L'opera rimane, ad oggi, una delle più violente dello studio; la particolarità di questa scelta stilistica riesce a rendere il racconto ricco di pathos e atmosfera, mostrando a più riprese numerosi fiotti di sangue e arti mozzati, a testimoniare l'intenzione dello stesso Miyazaki di allontanarsi il più possibile da una visione accomodante del conflitto. La prima apparizione della Principessa Mononoke, figlia adottiva della lupa gigante Moro, è perfettamente in grado di far comprendere allo spettatore la brutalità del conflitto.

Una violenza quindi non solo suggerita, ma anche mostrata a più riprese, caratteristica oltretutto di entrambe le fazioni; dalle armi da fuoco a quelle bianche, passando anche per l'impiego di dardi velenosi e tecniche di guerriglia, gli scontri non risultano mai fini a sé stessi ma, molto spesso, capaci di far progredire la storia in maniera cruciale.
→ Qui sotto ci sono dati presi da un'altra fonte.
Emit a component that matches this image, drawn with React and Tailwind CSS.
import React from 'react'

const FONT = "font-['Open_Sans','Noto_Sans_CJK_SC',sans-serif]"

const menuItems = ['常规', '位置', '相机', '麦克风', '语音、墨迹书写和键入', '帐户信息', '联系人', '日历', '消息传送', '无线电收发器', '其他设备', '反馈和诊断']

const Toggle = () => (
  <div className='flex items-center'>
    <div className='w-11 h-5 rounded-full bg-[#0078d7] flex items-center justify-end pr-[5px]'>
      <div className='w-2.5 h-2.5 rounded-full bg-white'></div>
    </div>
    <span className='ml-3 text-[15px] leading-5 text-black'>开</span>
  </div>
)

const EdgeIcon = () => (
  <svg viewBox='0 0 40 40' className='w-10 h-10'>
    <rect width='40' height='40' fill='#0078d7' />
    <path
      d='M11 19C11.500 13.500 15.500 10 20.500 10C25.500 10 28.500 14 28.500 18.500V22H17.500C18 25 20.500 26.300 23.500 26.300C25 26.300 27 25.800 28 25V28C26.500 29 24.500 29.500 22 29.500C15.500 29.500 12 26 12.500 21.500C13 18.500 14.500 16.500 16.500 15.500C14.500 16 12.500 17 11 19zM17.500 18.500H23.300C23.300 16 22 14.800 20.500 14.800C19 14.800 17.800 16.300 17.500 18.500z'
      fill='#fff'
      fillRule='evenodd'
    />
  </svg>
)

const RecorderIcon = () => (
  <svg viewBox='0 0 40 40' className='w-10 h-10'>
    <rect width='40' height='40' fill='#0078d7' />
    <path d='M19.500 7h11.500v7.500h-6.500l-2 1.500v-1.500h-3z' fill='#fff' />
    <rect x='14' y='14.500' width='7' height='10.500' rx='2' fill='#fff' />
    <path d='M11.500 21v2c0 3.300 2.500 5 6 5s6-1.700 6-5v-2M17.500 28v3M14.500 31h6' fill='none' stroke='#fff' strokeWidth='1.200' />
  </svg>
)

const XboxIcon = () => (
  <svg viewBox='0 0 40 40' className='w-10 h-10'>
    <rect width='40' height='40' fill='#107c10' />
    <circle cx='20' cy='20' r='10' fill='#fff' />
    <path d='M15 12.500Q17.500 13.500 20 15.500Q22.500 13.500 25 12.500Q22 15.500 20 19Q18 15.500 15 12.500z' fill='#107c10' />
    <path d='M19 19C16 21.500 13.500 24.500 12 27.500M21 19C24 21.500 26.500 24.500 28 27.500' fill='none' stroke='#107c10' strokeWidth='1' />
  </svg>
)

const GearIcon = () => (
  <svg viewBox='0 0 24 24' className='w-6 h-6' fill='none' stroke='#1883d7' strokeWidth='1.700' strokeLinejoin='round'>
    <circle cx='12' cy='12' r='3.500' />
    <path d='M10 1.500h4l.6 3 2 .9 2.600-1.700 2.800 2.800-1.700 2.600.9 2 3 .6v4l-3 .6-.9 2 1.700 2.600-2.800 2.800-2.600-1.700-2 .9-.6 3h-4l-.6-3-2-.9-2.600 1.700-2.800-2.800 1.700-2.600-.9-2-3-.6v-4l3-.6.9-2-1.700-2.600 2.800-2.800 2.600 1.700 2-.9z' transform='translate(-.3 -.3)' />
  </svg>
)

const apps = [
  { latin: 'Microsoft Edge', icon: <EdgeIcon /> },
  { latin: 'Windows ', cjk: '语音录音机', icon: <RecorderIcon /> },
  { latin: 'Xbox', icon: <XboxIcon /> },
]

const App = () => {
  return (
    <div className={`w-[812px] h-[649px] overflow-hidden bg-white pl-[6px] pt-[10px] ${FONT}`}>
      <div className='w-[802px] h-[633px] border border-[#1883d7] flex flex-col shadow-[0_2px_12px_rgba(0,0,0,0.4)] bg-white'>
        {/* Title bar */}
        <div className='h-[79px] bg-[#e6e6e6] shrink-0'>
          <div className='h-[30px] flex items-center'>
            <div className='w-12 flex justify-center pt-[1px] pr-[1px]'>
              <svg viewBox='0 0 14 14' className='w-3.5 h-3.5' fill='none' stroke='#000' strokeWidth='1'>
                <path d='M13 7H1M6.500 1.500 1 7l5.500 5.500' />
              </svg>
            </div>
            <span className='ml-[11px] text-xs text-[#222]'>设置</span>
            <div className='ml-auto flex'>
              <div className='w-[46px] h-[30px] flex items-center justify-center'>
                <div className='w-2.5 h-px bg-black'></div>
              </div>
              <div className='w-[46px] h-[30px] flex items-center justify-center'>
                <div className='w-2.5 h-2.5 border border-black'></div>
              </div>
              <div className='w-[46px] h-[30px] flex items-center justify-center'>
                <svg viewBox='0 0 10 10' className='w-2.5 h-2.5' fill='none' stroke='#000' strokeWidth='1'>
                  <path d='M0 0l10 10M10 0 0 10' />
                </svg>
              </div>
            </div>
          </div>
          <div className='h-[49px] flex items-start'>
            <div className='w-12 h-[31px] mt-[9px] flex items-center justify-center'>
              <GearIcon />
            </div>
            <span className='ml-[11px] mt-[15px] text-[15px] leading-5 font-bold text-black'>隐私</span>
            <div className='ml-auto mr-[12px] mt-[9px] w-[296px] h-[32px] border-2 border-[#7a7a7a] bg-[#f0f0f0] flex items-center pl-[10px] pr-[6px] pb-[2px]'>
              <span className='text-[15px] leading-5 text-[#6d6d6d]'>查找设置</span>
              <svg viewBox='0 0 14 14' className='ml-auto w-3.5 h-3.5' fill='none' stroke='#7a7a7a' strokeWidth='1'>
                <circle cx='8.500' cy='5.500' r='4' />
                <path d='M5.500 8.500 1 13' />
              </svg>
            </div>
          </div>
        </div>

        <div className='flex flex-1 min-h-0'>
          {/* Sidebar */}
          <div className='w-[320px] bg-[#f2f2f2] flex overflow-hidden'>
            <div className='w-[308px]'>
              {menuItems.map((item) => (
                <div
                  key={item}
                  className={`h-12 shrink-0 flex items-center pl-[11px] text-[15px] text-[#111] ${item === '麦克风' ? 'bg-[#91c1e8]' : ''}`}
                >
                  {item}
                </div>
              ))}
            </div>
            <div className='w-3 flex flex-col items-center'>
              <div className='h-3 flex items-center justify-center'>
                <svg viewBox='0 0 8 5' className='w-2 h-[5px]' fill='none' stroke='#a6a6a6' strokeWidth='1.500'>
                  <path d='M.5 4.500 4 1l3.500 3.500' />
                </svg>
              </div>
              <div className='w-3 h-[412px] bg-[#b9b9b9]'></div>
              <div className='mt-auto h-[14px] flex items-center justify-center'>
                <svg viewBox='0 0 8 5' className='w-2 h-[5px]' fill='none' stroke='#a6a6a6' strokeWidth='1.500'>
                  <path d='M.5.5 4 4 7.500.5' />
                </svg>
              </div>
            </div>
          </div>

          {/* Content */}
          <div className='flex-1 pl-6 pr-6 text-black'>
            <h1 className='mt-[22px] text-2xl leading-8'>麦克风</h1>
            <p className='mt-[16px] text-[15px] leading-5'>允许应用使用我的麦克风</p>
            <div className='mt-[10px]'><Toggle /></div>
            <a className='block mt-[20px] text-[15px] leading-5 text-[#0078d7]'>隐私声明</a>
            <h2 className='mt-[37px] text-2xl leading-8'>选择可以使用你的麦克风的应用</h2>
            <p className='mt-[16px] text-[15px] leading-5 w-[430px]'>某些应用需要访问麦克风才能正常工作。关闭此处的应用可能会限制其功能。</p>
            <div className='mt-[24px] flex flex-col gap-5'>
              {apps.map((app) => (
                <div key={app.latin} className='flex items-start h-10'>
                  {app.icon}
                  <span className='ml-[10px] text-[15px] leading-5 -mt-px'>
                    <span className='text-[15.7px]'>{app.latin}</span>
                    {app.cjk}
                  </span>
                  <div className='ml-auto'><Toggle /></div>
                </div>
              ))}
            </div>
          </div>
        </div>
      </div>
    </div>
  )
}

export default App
Dallo scontro iniziale con il cinghiale, all'assalto della principessa alla Città del Ferro passando per l'attacco finale degli umani al dio della foresta, i momenti concitati non assumono una funzione di semplice riempitivo quanto invece di vero e proprio pilastro per l'intera trama.

La potenza della natura

L'opera, ammantata da una forte valenza ambientalista, riesce a mostrarci perfettamente la forza incontrastata degli elementi naturali, usando i numerosi animali giganti come personificazione dello spirito ancestrale della foresta.
La stessa divinità-cervo. spirito guida di tutti gli animali, è caratterizzata da due anime differenti; oltre infatti alla sua natura benevola e caritatevole, nel corso dell'opera assistiamo anche alla sua attitudine alla distruzione.
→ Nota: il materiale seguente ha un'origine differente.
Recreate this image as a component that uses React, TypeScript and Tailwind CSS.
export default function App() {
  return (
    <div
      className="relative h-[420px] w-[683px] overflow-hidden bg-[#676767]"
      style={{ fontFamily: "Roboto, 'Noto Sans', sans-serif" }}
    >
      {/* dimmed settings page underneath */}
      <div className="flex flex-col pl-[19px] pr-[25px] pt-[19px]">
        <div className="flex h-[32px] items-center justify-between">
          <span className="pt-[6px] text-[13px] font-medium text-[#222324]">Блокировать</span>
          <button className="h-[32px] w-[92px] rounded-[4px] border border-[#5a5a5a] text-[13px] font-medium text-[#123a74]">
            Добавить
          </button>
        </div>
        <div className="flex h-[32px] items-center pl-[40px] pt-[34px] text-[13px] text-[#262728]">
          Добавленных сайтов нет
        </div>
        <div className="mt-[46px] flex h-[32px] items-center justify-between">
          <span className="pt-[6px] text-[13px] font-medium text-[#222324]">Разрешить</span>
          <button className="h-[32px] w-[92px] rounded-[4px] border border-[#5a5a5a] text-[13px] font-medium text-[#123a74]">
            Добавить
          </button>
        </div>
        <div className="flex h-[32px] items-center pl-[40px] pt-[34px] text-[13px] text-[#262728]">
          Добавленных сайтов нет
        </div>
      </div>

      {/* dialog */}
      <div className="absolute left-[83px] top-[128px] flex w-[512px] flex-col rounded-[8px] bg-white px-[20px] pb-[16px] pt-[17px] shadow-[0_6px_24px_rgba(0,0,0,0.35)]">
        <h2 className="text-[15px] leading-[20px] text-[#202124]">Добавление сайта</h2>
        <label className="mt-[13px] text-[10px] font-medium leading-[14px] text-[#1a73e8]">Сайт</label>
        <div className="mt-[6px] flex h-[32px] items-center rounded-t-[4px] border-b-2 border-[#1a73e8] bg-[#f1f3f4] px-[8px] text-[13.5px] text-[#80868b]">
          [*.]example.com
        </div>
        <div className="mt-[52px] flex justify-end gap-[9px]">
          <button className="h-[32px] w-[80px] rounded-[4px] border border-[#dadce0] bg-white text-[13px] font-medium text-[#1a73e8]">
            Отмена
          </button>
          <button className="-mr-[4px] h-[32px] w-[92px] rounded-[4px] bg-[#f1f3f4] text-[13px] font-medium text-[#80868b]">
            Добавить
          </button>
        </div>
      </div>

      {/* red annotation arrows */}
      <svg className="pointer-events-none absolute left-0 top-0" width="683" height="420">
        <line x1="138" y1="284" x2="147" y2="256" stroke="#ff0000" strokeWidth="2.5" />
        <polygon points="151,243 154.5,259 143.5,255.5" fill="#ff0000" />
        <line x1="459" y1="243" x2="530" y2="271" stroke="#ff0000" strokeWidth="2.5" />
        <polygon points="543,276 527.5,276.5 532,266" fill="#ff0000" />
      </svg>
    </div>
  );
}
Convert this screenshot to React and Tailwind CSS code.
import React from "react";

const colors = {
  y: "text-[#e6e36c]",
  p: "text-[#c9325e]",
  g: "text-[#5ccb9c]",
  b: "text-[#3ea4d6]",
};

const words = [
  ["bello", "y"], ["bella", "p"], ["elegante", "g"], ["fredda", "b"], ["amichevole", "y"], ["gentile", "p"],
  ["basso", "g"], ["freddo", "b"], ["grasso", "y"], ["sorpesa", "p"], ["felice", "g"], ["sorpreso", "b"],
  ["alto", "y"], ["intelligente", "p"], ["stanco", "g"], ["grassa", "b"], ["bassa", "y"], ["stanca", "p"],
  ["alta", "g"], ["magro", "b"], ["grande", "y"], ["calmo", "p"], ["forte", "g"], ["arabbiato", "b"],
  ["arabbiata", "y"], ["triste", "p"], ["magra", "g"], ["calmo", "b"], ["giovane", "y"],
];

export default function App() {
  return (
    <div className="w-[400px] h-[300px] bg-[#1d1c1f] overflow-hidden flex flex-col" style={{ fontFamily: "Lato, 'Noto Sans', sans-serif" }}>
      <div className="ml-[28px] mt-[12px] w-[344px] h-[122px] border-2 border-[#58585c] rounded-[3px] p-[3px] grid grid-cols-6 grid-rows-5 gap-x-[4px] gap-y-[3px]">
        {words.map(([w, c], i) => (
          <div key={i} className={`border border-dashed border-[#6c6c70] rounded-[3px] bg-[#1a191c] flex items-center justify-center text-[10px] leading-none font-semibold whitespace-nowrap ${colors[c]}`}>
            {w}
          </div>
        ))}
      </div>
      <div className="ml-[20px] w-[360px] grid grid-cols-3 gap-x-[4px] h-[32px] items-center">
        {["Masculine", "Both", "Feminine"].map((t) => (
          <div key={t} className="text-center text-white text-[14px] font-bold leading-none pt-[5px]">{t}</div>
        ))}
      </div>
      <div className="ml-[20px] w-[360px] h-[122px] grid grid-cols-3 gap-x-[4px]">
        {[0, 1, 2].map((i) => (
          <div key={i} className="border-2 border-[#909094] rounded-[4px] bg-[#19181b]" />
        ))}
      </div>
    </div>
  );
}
Una divinità capace quindi tanto di donare la vita che di toglierla, talvolta impietosa nelle sue sentenze di morte ma capace al tempo stesso di perdonare perfino le azioni più meschine. Il cervo divino diventa così uno dei personaggi cardine del racconto, capace con le sue gesta di impersonificare molto bene il concetto stesso di rinascita della natura a sua volta capace, nonostante i numerosi problemi, di ritrovare sempre e comunque la forza di andare avanti.

Le animazioni

A supporto della stratificata storia vi è anche la straordinaria cura dei disegni; in ogni sequenza è infatti possibile notare la cura a tratti maniacale di ogni singolo elemento presente su schermo. Dalla rifrazione della luce sulle foglie degli alberi, alla fluidità dei movimenti dei personaggi fino alle espressioni facciali dei vari animali giganti, non si può che constatare lo straordinario lavoro fatto sul versante tecnico (d'altronde uno dei marchi di fabbrica storici dello Studio Ghibli).

Di grande impatto anche il character design dei vari personaggi, capaci di rimanere perfettamente sedimentati nella memoria dello spettatore fin dal primo momento, a cominciare dall'iconico look di San e del principe Ashitaka fino ad arrivare a Moro e al dio della foresta.